Project Directory Structure

Branches
Configurations
Configuration Rows
Transformations
Variables
Configuration Variables Overview
- One-to-One Relationship Variable Types
- Many-to-One Relationship Variable Types
Shared Code
Schedules
Orchestrations
Manifest
- Basic Manifest Structure
- Naming
Project Cache
.kbcignore
Next Steps

The initial configuration of your local directory can be done using the init command. This command initializes the directory and pulls configurations from the project.

The Storage API token for your project is stored in the .env.local file under the KBC_STORAGE_API_TOKEN directive. Currently, you must use a master token. To maintain security, .env.local is automatically included in the .gitignore file to prevent it from being committed to your Git repository.

Manifest - Naming defines directory names. Typically, this setting does not need to be changed. Each object (branch, configuration, row) is guaranteed to have a unique directory, even if objects share the same name.

Below is an example of a default project directory structure. Some files and directories are specific to the component type. For example, transformations are represented by native files. A more detailed description can be found in the chapters below.

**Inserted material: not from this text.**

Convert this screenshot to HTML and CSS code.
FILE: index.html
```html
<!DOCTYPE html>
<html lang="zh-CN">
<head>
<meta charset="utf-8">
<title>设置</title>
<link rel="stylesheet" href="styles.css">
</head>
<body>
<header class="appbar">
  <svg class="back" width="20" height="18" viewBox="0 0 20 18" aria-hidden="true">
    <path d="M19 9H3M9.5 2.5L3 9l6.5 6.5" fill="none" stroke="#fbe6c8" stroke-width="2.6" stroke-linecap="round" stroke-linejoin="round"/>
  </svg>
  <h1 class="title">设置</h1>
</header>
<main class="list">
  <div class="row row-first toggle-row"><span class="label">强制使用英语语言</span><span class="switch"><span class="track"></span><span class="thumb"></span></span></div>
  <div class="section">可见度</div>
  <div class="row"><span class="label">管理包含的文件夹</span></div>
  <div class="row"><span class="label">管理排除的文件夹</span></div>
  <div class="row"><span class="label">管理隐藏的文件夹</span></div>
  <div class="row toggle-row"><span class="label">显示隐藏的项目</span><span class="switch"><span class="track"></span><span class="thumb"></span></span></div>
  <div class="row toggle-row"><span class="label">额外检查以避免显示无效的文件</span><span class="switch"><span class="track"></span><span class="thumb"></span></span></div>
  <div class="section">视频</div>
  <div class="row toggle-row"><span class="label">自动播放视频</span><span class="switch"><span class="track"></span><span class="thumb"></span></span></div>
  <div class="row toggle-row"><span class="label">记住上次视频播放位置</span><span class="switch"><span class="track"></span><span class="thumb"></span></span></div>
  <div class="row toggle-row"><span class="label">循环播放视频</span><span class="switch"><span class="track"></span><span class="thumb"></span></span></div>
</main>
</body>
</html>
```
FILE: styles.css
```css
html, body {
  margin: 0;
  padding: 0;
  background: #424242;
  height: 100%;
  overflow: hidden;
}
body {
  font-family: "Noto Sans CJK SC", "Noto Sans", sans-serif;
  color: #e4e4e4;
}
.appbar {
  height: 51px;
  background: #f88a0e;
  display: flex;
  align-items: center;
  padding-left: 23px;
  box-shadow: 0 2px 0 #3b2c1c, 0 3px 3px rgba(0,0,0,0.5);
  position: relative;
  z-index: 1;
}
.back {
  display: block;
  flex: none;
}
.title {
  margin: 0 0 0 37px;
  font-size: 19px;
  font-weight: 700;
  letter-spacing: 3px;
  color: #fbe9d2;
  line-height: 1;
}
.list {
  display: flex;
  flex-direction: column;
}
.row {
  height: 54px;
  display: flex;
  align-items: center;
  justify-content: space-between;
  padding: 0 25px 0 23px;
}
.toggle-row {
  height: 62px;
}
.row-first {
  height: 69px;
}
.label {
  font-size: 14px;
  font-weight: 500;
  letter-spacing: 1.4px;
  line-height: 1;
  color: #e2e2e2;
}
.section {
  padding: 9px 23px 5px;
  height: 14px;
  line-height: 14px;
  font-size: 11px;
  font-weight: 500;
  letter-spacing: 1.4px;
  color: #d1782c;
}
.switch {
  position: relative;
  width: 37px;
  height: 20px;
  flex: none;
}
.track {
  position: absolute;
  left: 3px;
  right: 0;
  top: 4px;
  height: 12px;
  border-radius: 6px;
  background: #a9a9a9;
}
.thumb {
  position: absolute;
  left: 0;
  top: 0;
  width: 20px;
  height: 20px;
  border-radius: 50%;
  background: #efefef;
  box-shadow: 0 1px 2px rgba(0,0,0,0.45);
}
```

🟫 .gitignore                   - excludes ".env.local" from the Git repository
🟫 .env.local                   - contains the Storage API token
🟫 .env.dist                    - template for ".env.local"
📂 .keboola                     - project metadata directory
┣ 🟦 manifest.json              - contains object IDs, paths, naming and other configuration details
┣ 🟦 project.json               - project cache for local commands, including backends and features
┗ 🟫 .kbcignore                 - optional file listing paths to configurations to exclude from CLI sync
🟩 description.md               - project description
📂 [branch-name]                - branch directory (e.g., "main")
┣ 🟦 meta.json                  
┣ 🟩 description.md             
┣ 📂 _shared                    - shared code directory
┃ ┗ 📂 [target-component]       - target component (e.g., "keboola.python-transfomation")
┃   ┗ 📂 codes      
┃     ┗ 📂[code-name]           - shared code directory
┃       ┣ 🟫 code.[ext]         - native file (e.g., ".sql" or ".py")
┃       ┣ 🟦 config.json    
┃       ┣ 🟦 meta.json   
┃       ┗ 🟩 description.md
┗ 📂 [component-type]           - e.g., extractor, app, ...
  ┗ 📂 [component-id]           - e.g., keboola.ex-db-oracle
    ┗ 📂 [config-name]          - configuration directory (e.g., "raw-data")
      ┣ 🟦 config.json           
      ┣ 🟦 meta.json    
      ┣ 🟩 description.md    
      ┣ 📂 rows                 - only if the configuration has some rows
      ┃ ┗ 📂 [row-name]         - configuration row directory (e.g., "prod-fact-table")
      ┃   ┣ 🟦 config.json     
      ┃   ┣ 🟦 meta.json
      ┃   ┗ 🟩 description.md
      ┣ 📂 blocks               - only if the configuration is a transformation
      ┃ ┗ 📂 001-block-1        - block directory
      ┃   ┣ 🟦 meta.json   
      ┃   ┗ 📂 001-code-1       - code directory
      ┃     ┣ 🟫 code.[ext]     - native file (e.g., ".sql" or ".py")
      ┃     ┗ 🟦 meta.json   
      ┣ 📂 phases               - only if the configuration is an orchestration
      ┃ ┗ 📂 001-phase          - phase directory
      ┃   ┣ 🟦 phase.json   
      ┃   ┗ 📂 001-task         - task directory
      ┃     ┗ 🟦 task.json   
      ┣ 📂 schedules            - only if the configuration has some schedules
      ┃ ┗ 📂 [schedule-name]    - schedule directory
      ┃   ┣ 🟦 config.json     
      ┃   ┣ 🟦 meta.json
      ┃   ┗ 🟩 description.md
      ┗ 📂 variables            - only if the configuration has some variables defined
        ┣ 🟦 config.json        - variable definition, name, and type
        ┣ 🟦 meta.json
        ┣ 🟩 description.md
        ┗ 📂 values             - multiple sets of values can be defined
          ┗ 📂 default          - default values directory
            ┣ 🟦 config.json    - default values     
            ┣ 🟦 meta.json
            ┗ 🟩 description.md  

Branches

The tool works with development branches by default. You can specify which branches from the project you want to work with locally during the init command. Alternatively, you can ignore the development branches concept and work exclusively with the main branch. However, note that all configurations will then be stored in the main directory.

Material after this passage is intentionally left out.